8. Les hyperpolyglottes et les polyglottes apprécient beaucoup les échanges et les rencontres, ce qui leur permet de confronter leurs expériences . Si tel est votre cas, quels moyens utilisez-vous pour cela ?
Moi aussi, j’apprécierais beaucoup ces échanges. Malheureusement, mon ancien travail était très prenant et je n’avais pas beaucoup de temps pour me consacrer aux discussions. Mais ça change – je commence à m’intéresser aux réseaux sociaux, aux blogues et autres moyens de communications. Je serai ravi non seulement de lire les livres publiés par les linguistes et les polyglottes (ce que j’ai fait jusque-là) mais aussi d’échanger nos expériences et nos pensées qui ne seront peut-être jamais publiées. Je lis beaucoup sur Internet que je trouve, malgré sa qualité un peu superficielle, assez réactif pour diffuser la nouvelle information dans beaucoup de domaines.
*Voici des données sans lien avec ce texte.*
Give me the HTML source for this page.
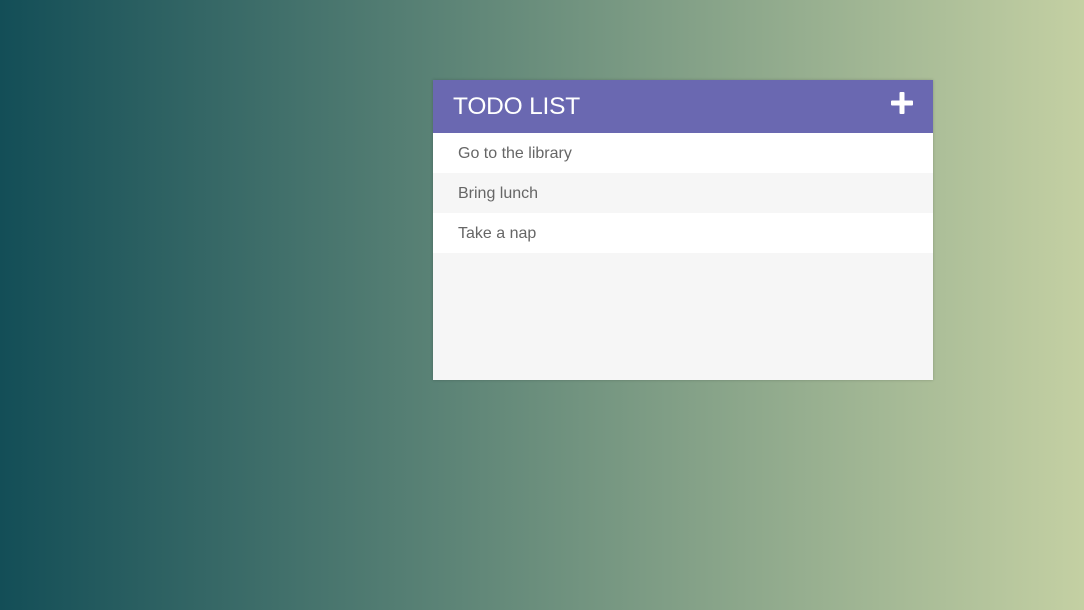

9. Souhaitez-vous apprendre de nouvelles langues ? Lesquelles ?
Pratiquement tous les jours, je lis quelques pages d’un livre, d’un manuel ou d’une grammaire dans une langue étrangère. Il arrive même des jours où je lis dans dix langues différentes sans m’en rendre compte. Je me souviens les propos d’un de mes professeurs d’enfance qui disait qu’une langue est comme une clé, si tu ne l’utilises pas, elle rouille. Je progresse donc constamment dans les langues que j’ai commencé à apprendre parfois depuis très longtemps. Le côté négatif de cette approche est que toutes mes langues progressent simultanément mais lentement. La raison me dicte de changer de tactique et de me concentrer sur une seule langue pendant plusieurs semaines. Mais comment renoncer aux autres ? Je les aime toutes.
Sinon, à part celles que j’ai apprises et continue à apprendre, j’aimerais beaucoup me plonger dans le chinois, le hindi et le japonais. De mes renseignements superficiels sur ces langues (surtout en phonologie et en orthographe), j’ai eu l’impression qu’il reste encore des points controversés dans l’enseignement de ces langues. Cela nous amène à ma conviction de longue date que ce ne sont pas les langues qui seraient faciles ou difficiles à apprendre mais les méthodes qui sont plus ou moins bien adaptées.